As shown in Fig. 5.1c, the last step of our indoor positioning pipeline is pose recovery of the query image. Pitch and roll estimates from cell phone sensors are used in vanishing point analysis to compute yaw of the query image [17]. Once we estimate orientation, SIFT matches are used to solve a constrained homography problem within Random Sample Consensus (RANSAC) to recover translation between query and database images. The method for scale recovery of the translation vector only requires depth values at the SIFT features which are considered inliers from the RANSAC homography. These depth values are present in the sparse depthmaps generated during the database preparation step of Sect. 5.2. We have also found that reducing the size of the query images significantly reduces the number of iterations required for RANSAC homography. This is because the resolution of our database images is significantly lower than that of the query image camera. If the RANSAC homography fails to find inliers, we use the pose of the matched database image as the solution. Depending on the image and speed of the processor, pose estimation requires 2–10 s.
5.4 Confidence Estimation
Our confidence estimation system consists of several classifiers that output confidence values for both the image retrieval and pose recovery steps in our pipeline. These classifiers are trained using positive and negative examples from both image retrieval and pose recovery stages of our proposed pipeline in Sect. 5.3. We have empirically found a logistic regression classifier to perform reasonably well even though other classifiers can also be used for confidence estimation. In order to evaluate the performance of our confidence estimation system, we create a dataset of over 270 groundtruth images where roughly 25 % are used for validation and the rest for training. To boost classifier performance, 50 out of the 270 images in the validation set are chosen to be “negative” images that do not match to any image database.

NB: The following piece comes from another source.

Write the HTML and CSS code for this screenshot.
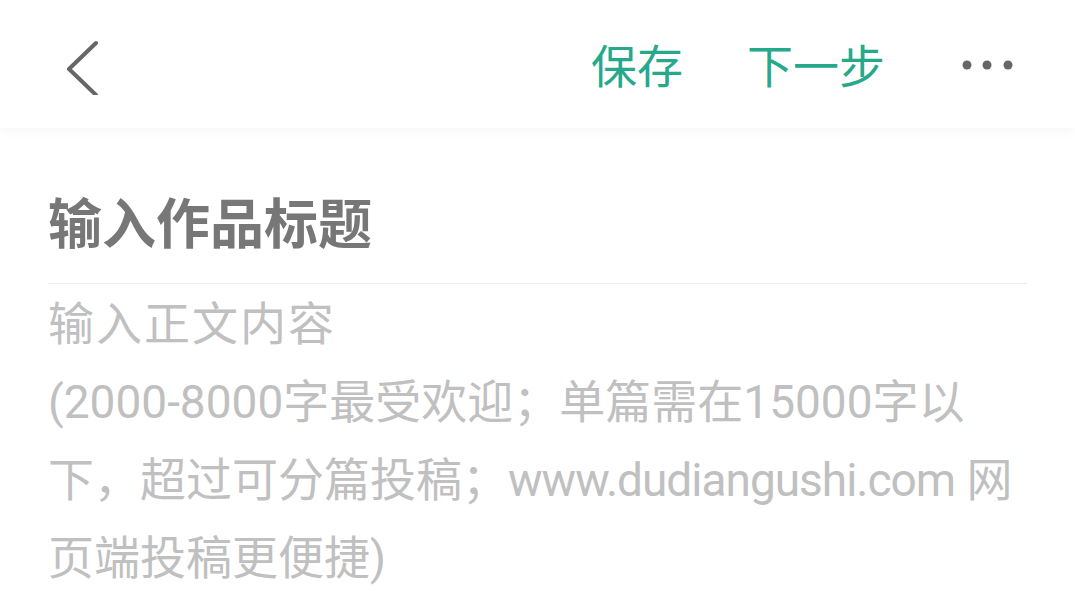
FILE: index.html
```html
<!DOCTYPE html>
<html lang="zh-CN">
<head>
  <meta charset="UTF-8" />
  <meta name="viewport" content="width=device-width, initial-scale=1.0"/>
  <title>编辑作品</title>
  <link rel="stylesheet" href="styles.css">
</head>
<body>
  <header class="top-bar">
    <button class="back-button" aria-label="返回">
      <svg width="42" height="60" viewBox="0 0 42 60">
        <path d="M34 8 L7 34 L34 60" fill="none" stroke="#666" stroke-width="4" stroke-linecap="round" stroke-linejoin="round"/>
      </svg>
    </button>
    <nav class="actions">
      <button class="action-link">保存</button>
      <button class="action-link next">下一步</button>
      <button class="more-button" aria-label="更多">
        <svg width="54" height="14" viewBox="0 0 54 14">
          <circle cx="6" cy="7" r="4.5" fill="#666"/>
          <circle cx="26" cy="7" r="4.5" fill="#666"/>
          <circle cx="47" cy="7" r="4.5" fill="#666"/>
        </svg>
      </button>
    </nav>
  </header>

  <main class="editor">
    <div class="title-field">输入作品标题</div>
    <div class="body-field">
      <span class="line lead">输入正文内容</span>
      <span class="line">(2000-8000字最受欢迎；单篇需在15000字以</span>
      <span class="line">下，超过可分篇投稿；<span class="url">www.dudiangushi.com</span> 网</span>
      <span class="line">页端投稿更便捷)</span>
    </div>
  </main>
</body>
</html>
```

FILE: styles.css
```css
/* General Reset */
* {
    margin: 0;
    padding: 0;
    box-sizing: border-box;
}
body {
    font-family: 'Noto Sans CJK SC', 'Noto Sans', sans-serif;
    background-color: #fff;
    color: #333;
    overflow: hidden;
}
button {
    background: none;
    border: none;
    font-family: inherit;
    cursor: pointer;
}
.top-bar {
    display: flex;
    align-items: center;
    height: 128px;
    padding: 2px 60px 0 62px;
    background-color: #fff;
    box-shadow: 0 4px 10px rgba(0, 0, 0, 0.035);
    position: relative;
}
.back-button {
    display: flex;
    align-items: center;
}
.actions {
    margin-left: auto;
    display: flex;
    align-items: center;
}
.action-link {
    font-size: 46px;
    line-height: 60px;
    color: #26a98b;
    margin-right: 64px;
    padding-bottom: 4px;
}
.action-link.next {
    margin-right: 76px;
}
.more-button {
    display: flex;
    align-items: center;
}
.editor {
    padding: 0 48px;
}
.title-field {
    font-size: 54px;
    font-weight: bold;
    line-height: 54px;
    color: #777;
    padding: 64px 0 35px;
    border-bottom: 1px solid #ececec;
    margin-top: 2px;
}
.body-field {
    font-family: Roboto, 'Noto Sans CJK SC', sans-serif;
    font-size: 46px;
    line-height: 78px;
    color: #c0c0c0;
    margin-top: 1px;
}
.line {
    display: block;
    white-space: nowrap;
}
.line.lead {
    letter-spacing: 2px;
}
.url {
    letter-spacing: -1px;
}
```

To generate confidence values for image retrieval, we train a logistic regression classifier based on features obtained during the image retrieval process. We assign groundtruth binary labels to the images in the training set that indicate whether the retrieved images matches the query images. For a given query image, the retrieval classifier generates both a predicted binary label and a retrieval confidence value between 0 and 1. We have found the following features to be well correlated with image retrieval accuracy [14]: (a) number of SIFT feature matches between query and database image before geometric consistency checks; (b) number of SIFT matches after geometric consistency checks; (c) the distribution of the vote ranking before geometric consistency checks; (d) the distribution of the vote ranking after geometric consistency checks; (e) physical proximity of the top ranking database images in the vote ranking. For example, as shown in Fig. 5.6a, the average number of SIFT matches after geometric consistency checks for correctly matched query images is over three times that of incorrectly matched query images. Likewise, as shown in Fig. 5.6b, the number of database images with at least half the number of votes of the top ranked image before the geometric consistency check is much lower for correctly retrieved images than the incorrectly retrieved ones.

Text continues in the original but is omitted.